The four Vs of Big data

Volume, variety, velocity and value are the four key drivers of the Big data revolution.

The exponential rise in data volumes is putting an increasing strain on the conventional data storage infrastructures in place in major companies and organisations.
According to Fortune magazine, up to 2003, the human race had generated just 5 Exabytes (5 billion Gigabytes) of digital data. That amount of data was produced in just two days in 2011, and by 2013 we were generating more than that every 10 minutes. With the total volume of data stored on the world's computers doubling every 12 to 18 months, we truly live in the age of Big data.

One of defining characteristics of Big data is the variety of sources and content involved, which opens up a whole range of new opportunities to create value from this torrent of bits and bytes. Some sources are internal to the enterprise, like the list of customer purchases generated by a transaction processing system. Other sources, like tweets, geolocation data and public records, are external. And the data comes in different formats, some of it structured like conventional database entries, some of it semi-structured like images with metadata, and the rest completely unstructured like text, graphics, raw imagery (e.g. satellite imagery), audio files or streaming video.

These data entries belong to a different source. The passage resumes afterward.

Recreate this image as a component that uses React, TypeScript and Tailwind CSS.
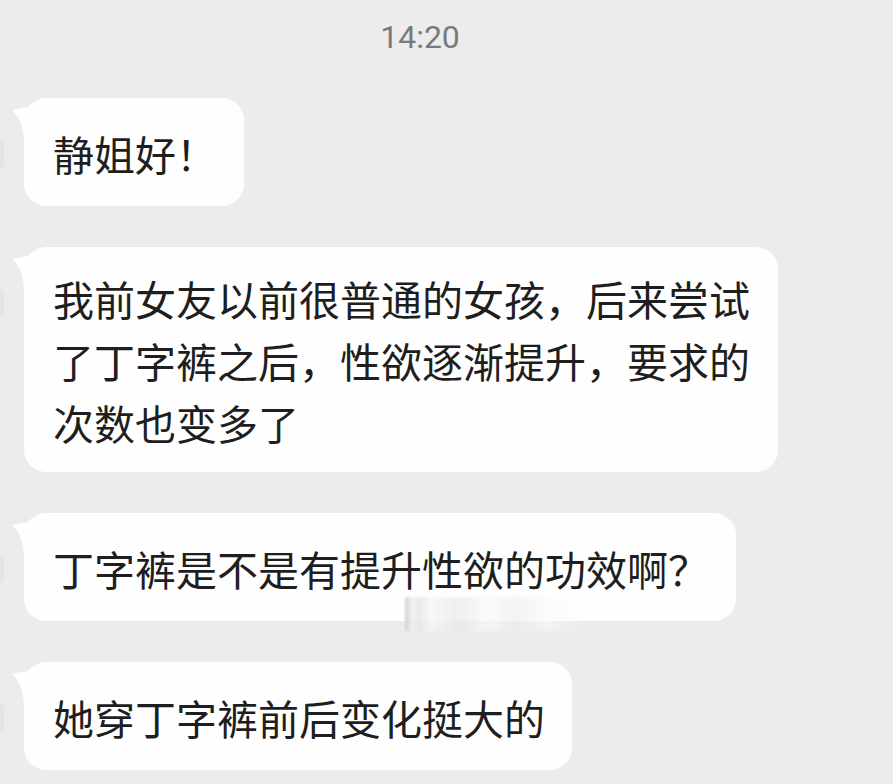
const messages = [
  { id: 1, text: '静姐好！' },
  { id: 2, text: '我前女友以前很普通的女孩，后来尝试了丁字裤之后，性欲逐渐提升，要求的次数也变多了' },
  { id: 3, text: '丁字裤是不是有提升性欲的功效啊？', smudge: true },
  { id: 4, text: '她穿丁字裤前后变化挺大的' },
];

function Tail() {
  return (
    <svg
      className="absolute left-[-12px] top-[8px]"
      width="22"
      height="36"
      viewBox="0 0 22 36"
    >
      <path d="M22 0 L3 3.2 Q0 3.8 1.5 6 Q11 14 12 36 L22 36 Z" fill="#fefefe" />
    </svg>
  );
}

function Bubble({ text, smudge }: { text: string; smudge?: boolean }) {
  return (
    <div className="relative">
      {/* avatar edge peeking in from the left */}
      <span className="absolute left-[-24px] top-[42px] h-[28px] w-[4px] rounded-r-full bg-[#e4dfd6] opacity-70 blur-[1px]" />
      <Tail />
      <div className="flex min-h-[108px] max-w-[754px] items-center rounded-[22px] bg-[#fefefe] pl-[29px] pr-[27px] pt-[20px] pb-[19px] text-[41px] leading-[62px] text-[#1e1e1e]">
        <p>{text}</p>
      </div>
      {smudge && (
        <div className="absolute left-[381px] top-[84px] h-[34px] w-[180px] bg-[linear-gradient(90deg,rgba(205,205,205,0.9)_0%,rgba(240,240,240,0.9)_4%,rgba(228,228,228,0.8)_8%,rgba(246,246,246,0.8)_14%,rgba(232,232,232,0.7)_30%,rgba(248,248,248,0.7)_45%,rgba(236,236,236,0.6)_62%,rgba(250,250,250,0.5)_80%,rgba(250,250,250,0)_100%)] blur-[1px]" />
      )}
    </div>
  );
}

export default function App() {
  return (
    <div className="min-h-screen w-full overflow-hidden bg-[#ececec] font-['Noto_Sans_CJK_SC','Noto_Sans',sans-serif]">
      <div className="w-[840px] pt-[18px] text-center font-['Roboto',sans-serif] text-[32px] leading-[38px] text-[#7a7a7a]">
        14:20
      </div>
      <div className="mt-[42px] flex flex-col items-start gap-[41px] pl-[24px]">
        {messages.map((m) => (
          <Bubble key={m.id} text={m.text} smudge={m.smudge} />
        ))}
      </div>
    </div>
  );
}
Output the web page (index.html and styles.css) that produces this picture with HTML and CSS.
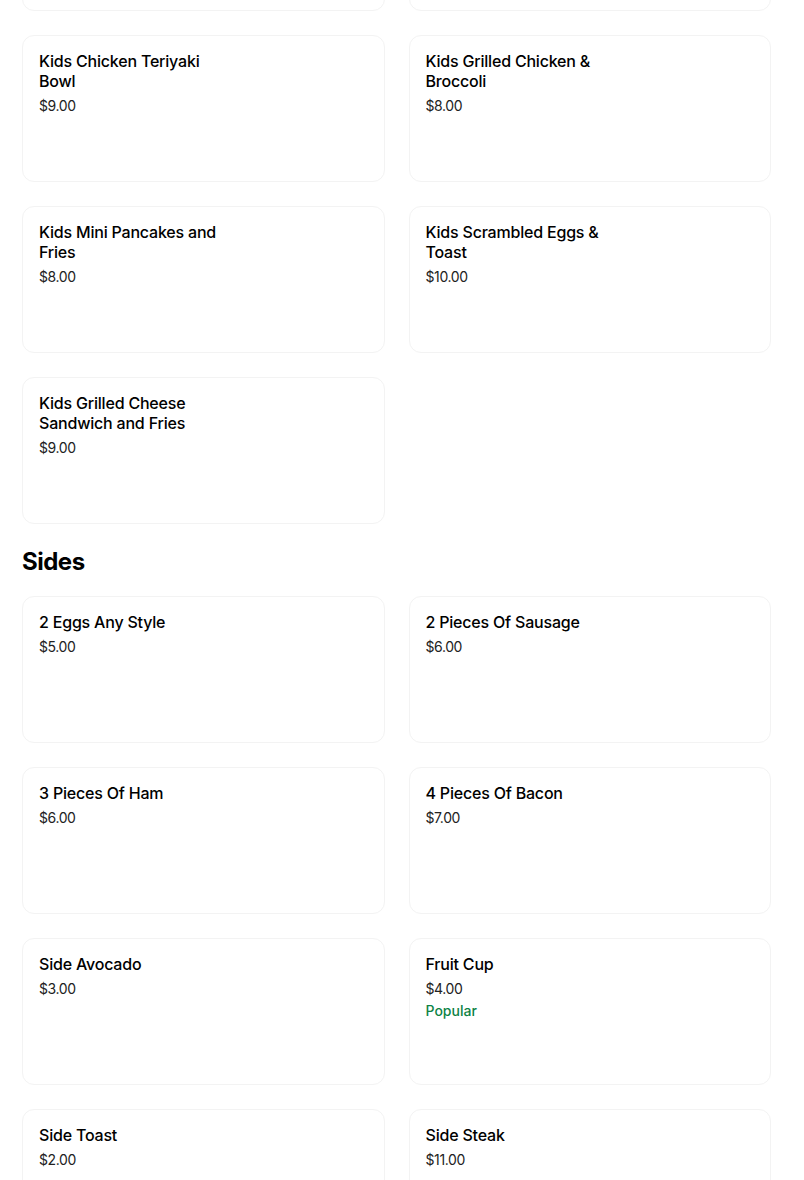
FILE: index.html
```html
<!DOCTYPE html>
<html lang="en">
<head>
  <meta charset="UTF-8" />
  <title>Menu</title>
  <link rel="stylesheet" href="styles.css">
</head>
<body>
  <main class="menu">
    <!-- Kids (scrolled, first row above the fold) -->
    <section class="menu-section menu-section--scrolled">
      <div class="item-grid">
        <div class="item-card"></div>
        <div class="item-card"></div>
        <div class="item-card">
          <div class="item-text">
            <h3 class="item-name">Kids Chicken Teriyaki Bowl</h3>
            <div class="item-price">$9.00</div>
          </div>
        </div>
        <div class="item-card">
          <div class="item-text">
            <h3 class="item-name">Kids Grilled Chicken &amp; Broccoli</h3>
            <div class="item-price">$8.00</div>
          </div>
        </div>
        <div class="item-card">
          <div class="item-text">
            <h3 class="item-name">Kids Mini Pancakes and Fries</h3>
            <div class="item-price">$8.00</div>
          </div>
        </div>
        <div class="item-card">
          <div class="item-text">
            <h3 class="item-name">Kids Scrambled Eggs &amp; Toast</h3>
            <div class="item-price">$10.00</div>
          </div>
        </div>
        <div class="item-card">
          <div class="item-text">
            <h3 class="item-name">Kids Grilled Cheese Sandwich and Fries</h3>
            <div class="item-price">$9.00</div>
          </div>
        </div>
      </div>
    </section>

    <section class="menu-section">
      <h2 class="section-title">Sides</h2>
      <div class="item-grid">
        <div class="item-card">
          <div class="item-text">
            <h3 class="item-name">2 Eggs Any Style</h3>
            <div class="item-price">$5.00</div>
          </div>
        </div>
        <div class="item-card">
          <div class="item-text">
            <h3 class="item-name">2 Pieces Of Sausage</h3>
            <div class="item-price">$6.00</div>
          </div>
        </div>
        <div class="item-card">
          <div class="item-text">
            <h3 class="item-name">3 Pieces Of Ham</h3>
            <div class="item-price">$6.00</div>
          </div>
        </div>
        <div class="item-card">
          <div class="item-text">
            <h3 class="item-name">4 Pieces Of Bacon</h3>
            <div class="item-price">$7.00</div>
          </div>
        </div>
        <div class="item-card">
          <div class="item-text">
            <h3 class="item-name">Side Avocado</h3>
            <div class="item-price">$3.00</div>
          </div>
        </div>
        <div class="item-card">
          <div class="item-text">
            <h3 class="item-name">Fruit Cup</h3>
            <div class="item-price">$4.00</div>
            <div class="item-badge">Popular</div>
          </div>
        </div>
        <div class="item-card">
          <div class="item-text">
            <h3 class="item-name">Side Toast</h3>
            <div class="item-price">$2.00</div>
          </div>
        </div>
        <div class="item-card">
          <div class="item-text">
            <h3 class="item-name">Side Steak</h3>
            <div class="item-price">$11.00</div>
          </div>
        </div>
      </div>
    </section>
  </main>
</body>
</html>
```

FILE: styles.css
```css
* { box-sizing: border-box; margin: 0; padding: 0; }
body {
  background: #fff;
  color: #000;
  font-family: "Inter", "Liberation Sans", sans-serif;
  overflow: hidden;
}
.menu {
  padding: 0 33px 0 22px;
}
/* page is scrolled: the first row of cards sits above the top edge */
.menu-section--scrolled {
  margin-top: -136px;
}
.section-title {
  font-size: 24px;
  line-height: 28px;
  font-weight: 700;
  letter-spacing: -0.5px;
  margin: 24px 0 20px 0;
}
.item-grid {
  display: grid;
  grid-template-columns: 1fr 1fr;
  gap: 24px 24px;
}
.item-card {
  height: 147px;
  border: 1px solid #f3f3f3;
  border-radius: 12px;
  padding: 15px 16px;
  background: #fff;
}
.item-text {
  max-width: 190px;
}
.item-name {
  font-size: 16px;
  line-height: 20px;
  font-weight: 500;
  letter-spacing: -0.2px;
  color: #000;
}
.item-price {
  font-size: 14px;
  line-height: 20px;
  margin-top: 5px;
  color: #222;
  letter-spacing: -0.4px;
}
.item-badge {
  font-size: 14px;
  line-height: 20px;
  margin-top: 2px;
  font-weight: 500;
  color: #0e8345;
}
```
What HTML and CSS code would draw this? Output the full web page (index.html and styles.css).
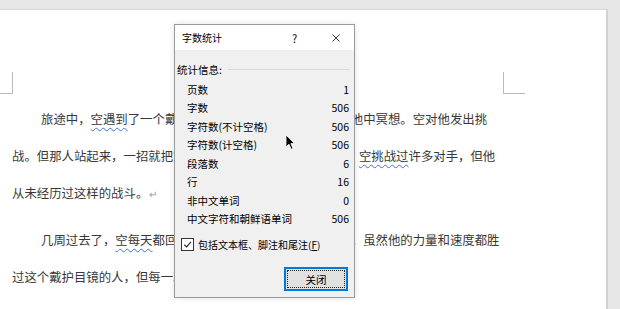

To get the most out of Big data, all this content must be processed dynamically to generate immediate results. In other words, velocity is of the essence. With modern advances in analytical algorithms (Big analytics) and data transmission infrastructures, it is now becoming possible to feed data into business processes on the fly. Certain kinds of data are only useful if the content can be analysed as soon as the data has been generated. Online fraud, for example, needs to be detected straight away, and streaming video from traffic monitoring cameras needs to be analysed constantly to determine road traffic patterns in real time.

Big data also changes the value of data, both in a monetary sense and in terms of its usefulness. Data quality in a given situation — in other words the integrity and veracity of the information — depends on two factors. First, the data may be incomplete or incorrect, or structured in a way that makes it hard to analyse, in which case the credibility of the source and the quality of the content need to be verified. Second, organisations clearly store vast quantities of data, but what's much less clear are the types of data that are worth analysing. Preliminary investigations may be needed to root out the weak signals from the noise and clutter, and identify the types of data with the potential to become "business drivers". Defining the objectives as early as possible is the best way to avoid expending resources on analysing data with little operational value.

Data can also be monetised. Data that has been properly pre-processed, anonymised and standardised, or data that is hard to collect or scarce and therefore has high intrinsic value, will be much sought after and can therefore be monetised. In these cases, the data has value even before it has been analysed.